Summarize outcomes into new variables

2017-11-22

An example

Suppose you have a fairly detailed set of outcomes for cause of death. You want to summarize these outcomes into categories and create new variables indicating whether a person’s death could be attributed to a particular category or not. For example, suppose deaths from fentanyl are recorded as one of:

Fentanyl Intoxication
Fentanyl and Morphine Intoxication
Combined Drug Intoxication (Heroin, Cocaine and Fentanyl)
Fentanyl-involved

These are all possiblities in your dataset under a variable Cause_of_death. We will create a new variable, Fentanyl, that is a boolean variable which is TRUE if the person’s death is fentanyl-related and FALSE if it isn’t.

Approach 1

This is a general approach.
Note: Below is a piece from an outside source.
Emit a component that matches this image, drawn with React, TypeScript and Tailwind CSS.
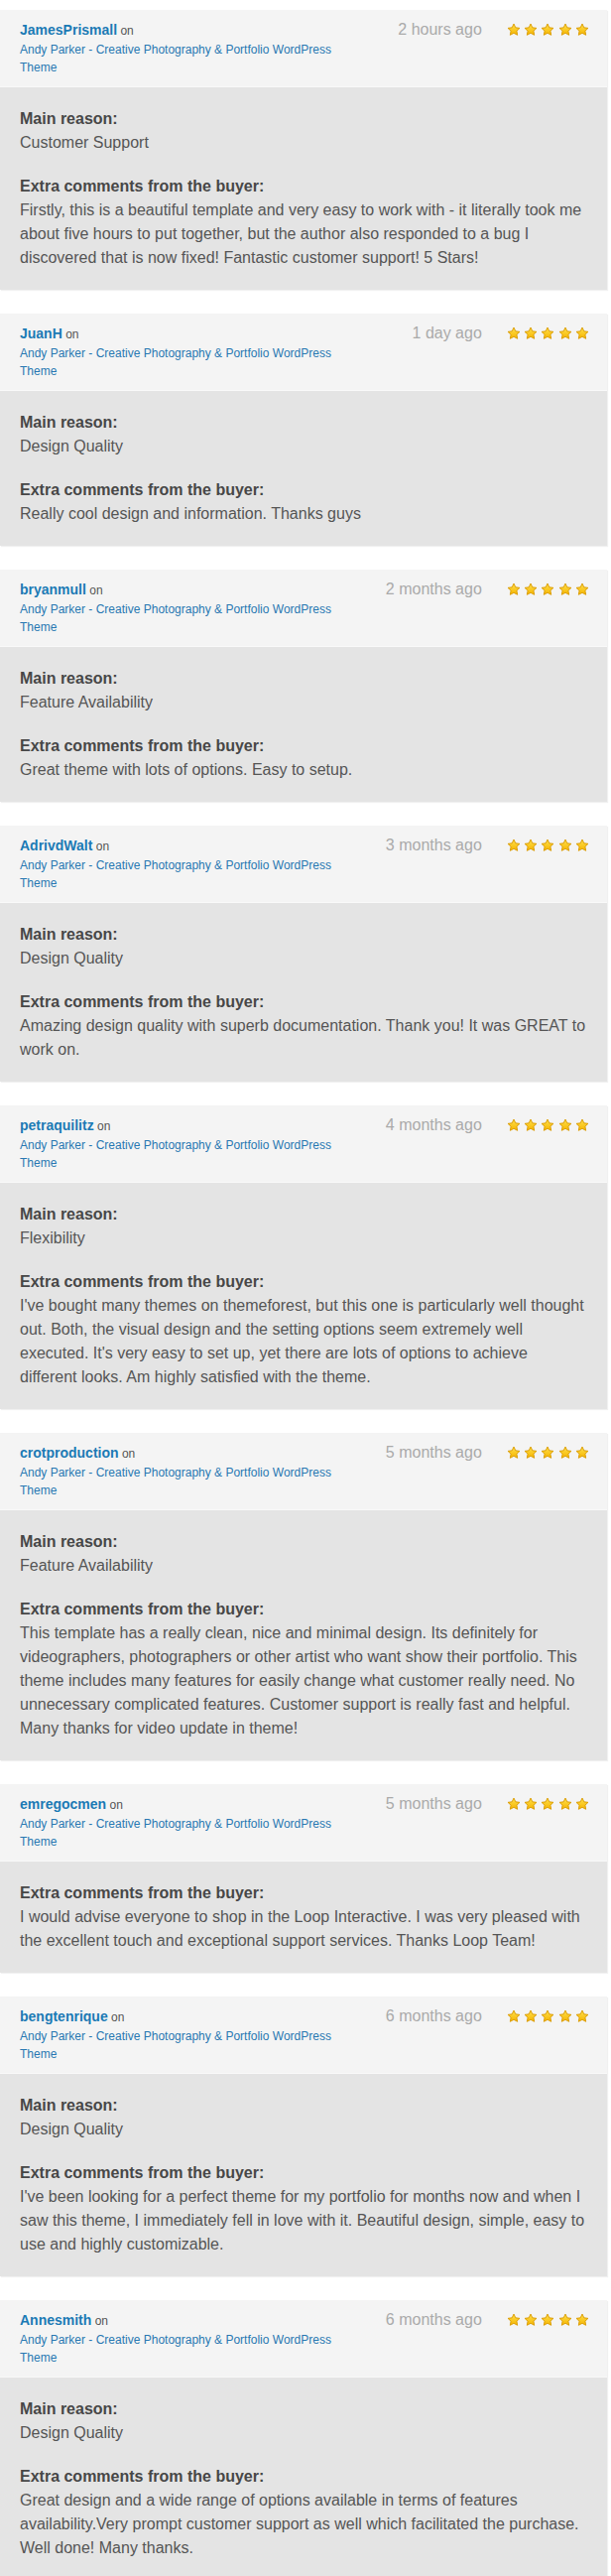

First make a vector of all the possible ways fentanyl-related deaths are records:

fentanyl_related <- c('Fentanyl Intoxication', 'Fentanyl and Morphine Intoxication',
                      'Combined Drug Intoxication (Heroin, Cocaine and Fentanyl)',
                      'Fentanyl-involved')

We then can create the new variable quite easily as

dat <- dat %>% mutate(Fentanyl = Cause_of_death %in% fentanyl_related)

Approach 2

This approach leverages the text processing capabilities of the stringr package. We note that all the outcomes in fentanyl_related have the word “Fentanyl” in it. So we can create the Fentanyl variable using the following code:

dat <- dat %>% 
  mutate(Fentanyl = stringr::str_detect(Cause_of_death, 'Fentanyl'))

We could also protect ourselves against possible recording errors (in terms of capitalization) by making all the entries lower-case and then testing for the lower-case “fentanyl”. This avoids the issues with ignore.case that are required for the grep family of functions.

dat <- dat %>% 
  mutate(Fentanyl = stringr::str_detect(tolower(Cause_of_death), 'fentanyl'))